Well.. I know you have a few questions.. and I'll even answer one or two of them. "Why write an entry about your favorite month?" or "What is special about this December?" Well, after voting with all present, it was decided I will answer your second question, and I must compliment you on your question asking skills! This December I will spend the month among the sand, among people.. that I'm supposed to love. I won't get to hug my brother.. or joke around with my dad. My grandpa won't get to be passing out the presents, but that's not really what's important. What's important is the act of giving. I'm grateful for my Family.. I have the best one on the face of the planet.
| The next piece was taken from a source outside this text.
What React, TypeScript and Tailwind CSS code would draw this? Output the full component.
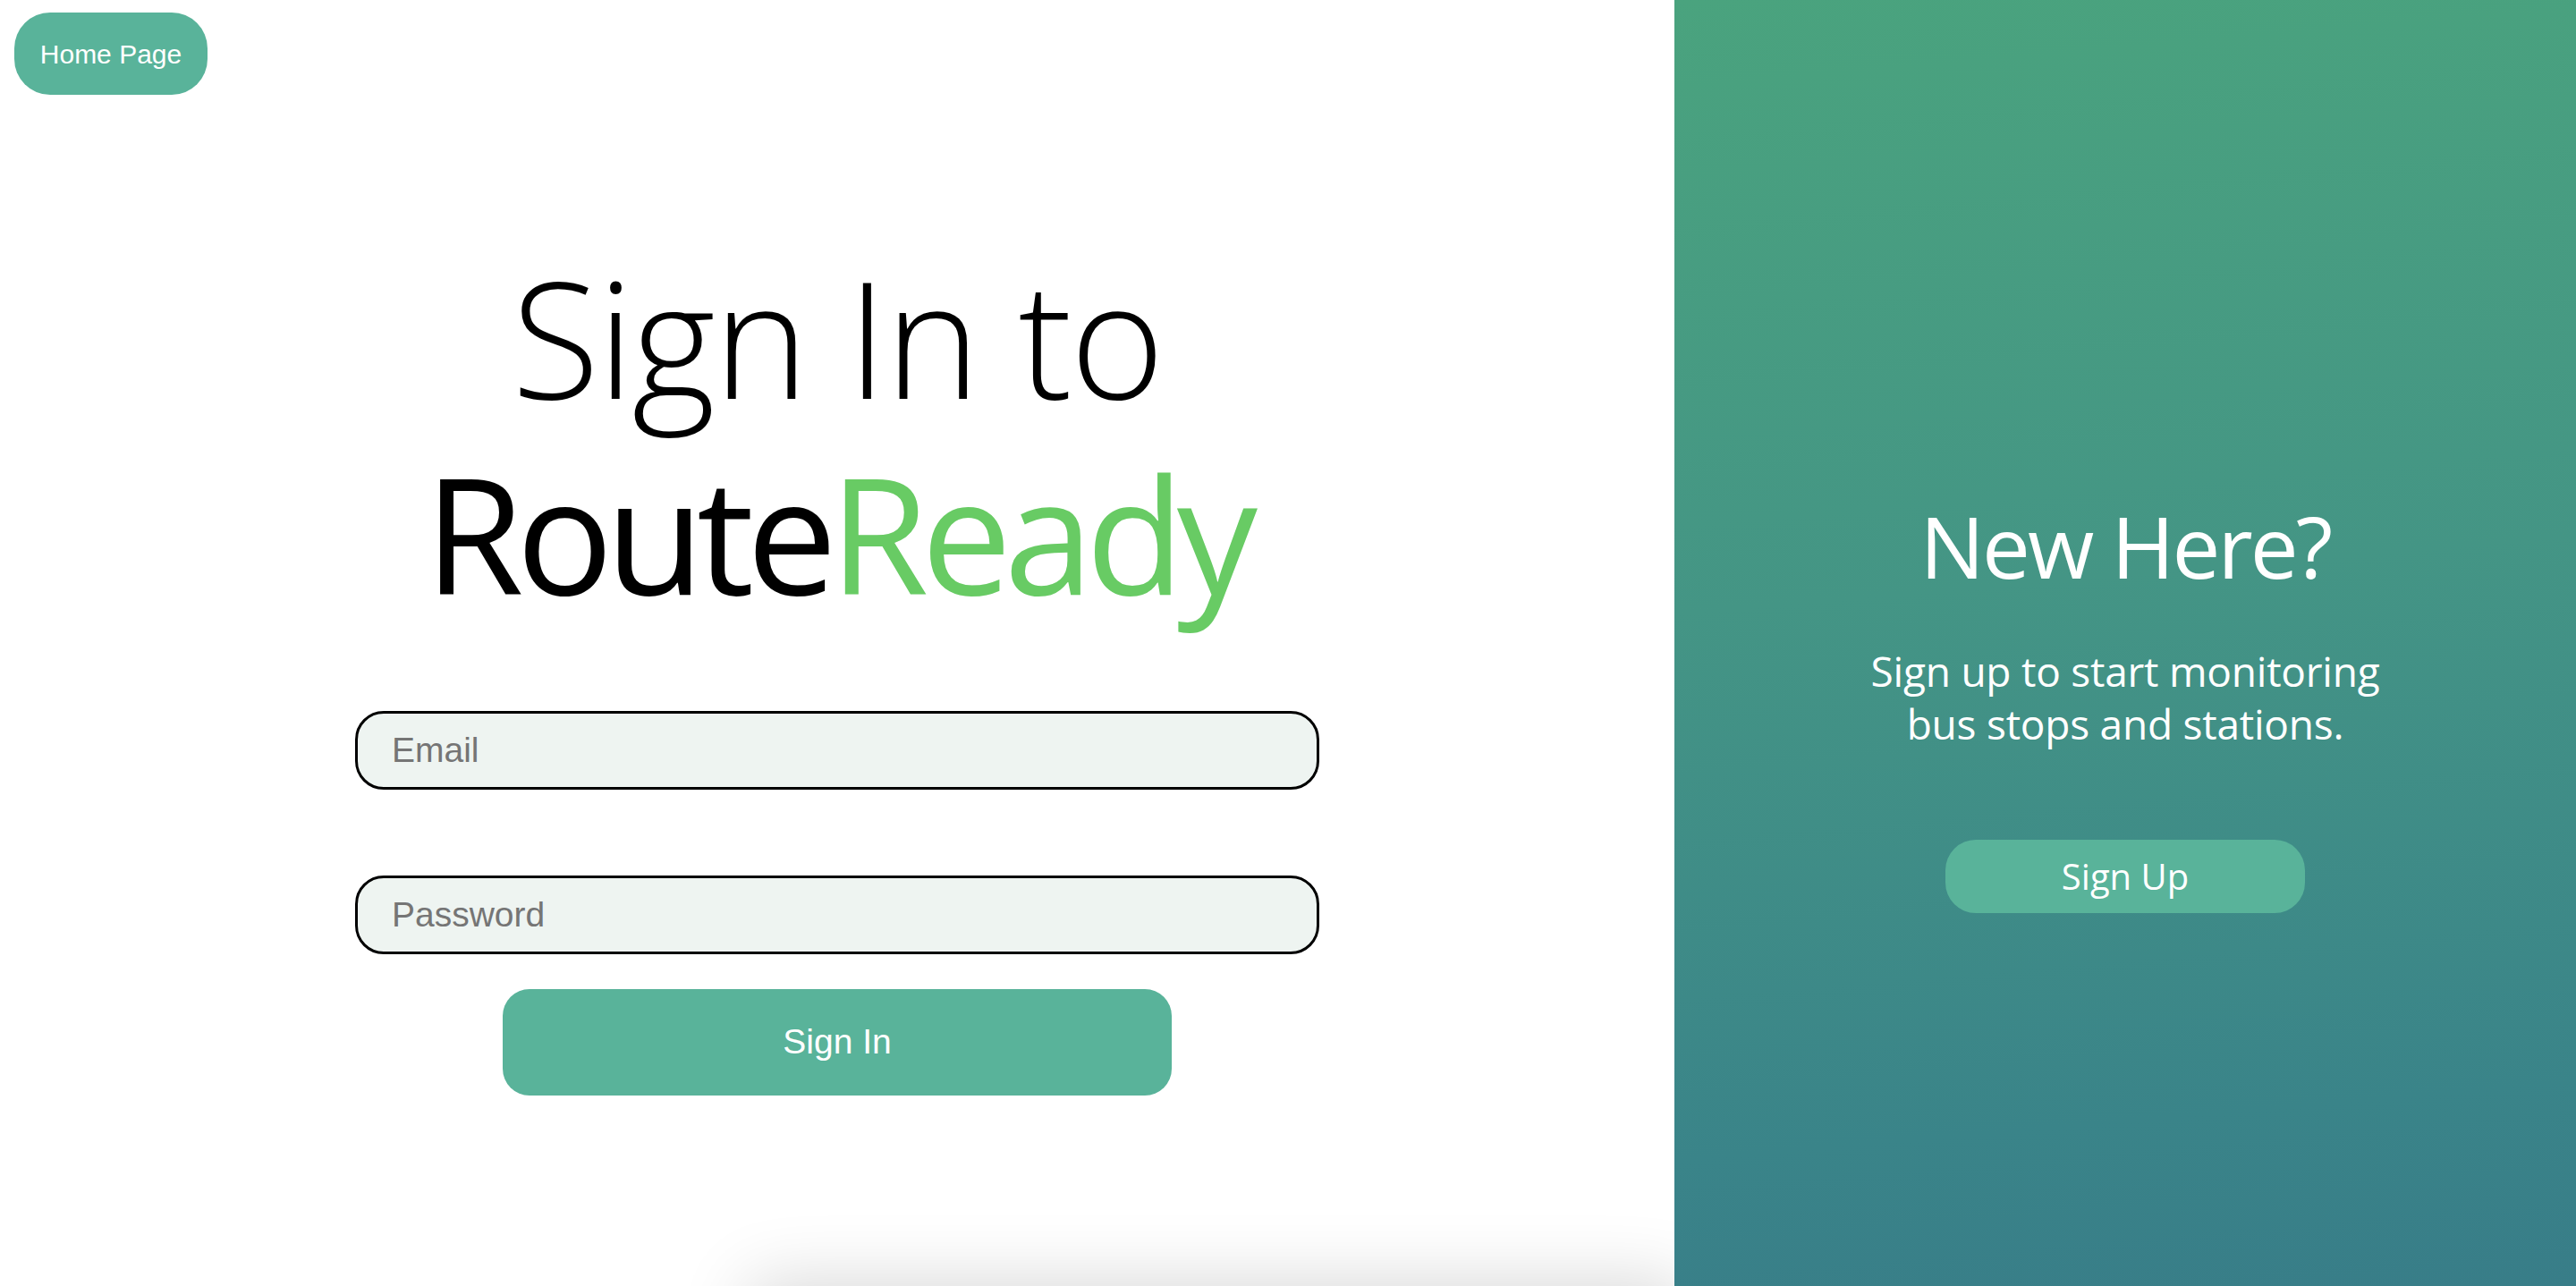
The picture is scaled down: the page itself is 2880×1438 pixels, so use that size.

But my Father has given me this December to be among men who have little hope.. and still no real Life. And so for December this year each day will be identical to the one prior to it, a goofy smile and an elbow to the ribs of the guy next to me. I'll tease him about his girlfriend, and He'll tell me that I'm whipped by mine. I'll ask him about his wife, and he'll ask me about my sister. I'll tell him he doesn't stand a chance and we'll probably end up wrestling or fake boxing over who gets the last Root Beer in the fridge. Then he'll get on the phone and I'll throw on a movie, or write out another episode of my little short stories. But at the end of the day.. I'll go to sleep knowing I'm the most blessed man alive.. Blessed from the Creator.. who has given me all I could ever ask for. A great dad to ask advice from, a Grandpa who pours out wisdom with every word he speaks, a big brother who, paired with his wife, make up the best fan club ever formed, and the month of December.. which I hope after you've read this.. will bring a smile to your face too.